All of this was happening in Los Angeles, which meant the rest of the country was completely unaware of the second coming of Noah's flood, meaning that our clients had no idea what we were going through.  To make things worse, I was in the midst of hiring more staff, many of whom were scheduled to show up for interviews that very day.

Only one person showed up.

She walked in -- right on time -- sat down and introduced herself.  Just her and me in an otherwise completely empty office.  We hadn't been chatting for more than a minute when the phone rang.

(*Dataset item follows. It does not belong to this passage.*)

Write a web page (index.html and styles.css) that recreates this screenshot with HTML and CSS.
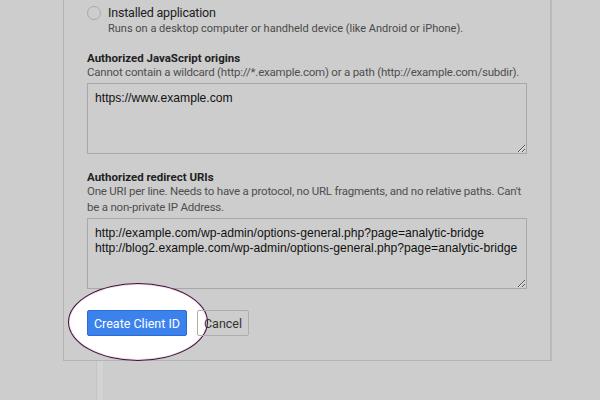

"Excuse me," I said.  "Nobody is here today so I have to answer this."  I took the call, made it short and got back to the interview.  Within the next minute, another call rang through.  Then line two started blinking.  I put line one on hold and answered line two.  Which is precisely the moment line three began ringing.

Without missing a beat, the young woman picked up line three.  "Rob Frankel's office," she announced. "He's on another line just now. May I take a message and have him call you back?"  Then scribbled down the caller's information and hung up the phone.  She waited for me to finish up my call and handed me the note.  I ended the call on line two.  Then I ended the call on line one.

Then I looked at her and said, "You're hired."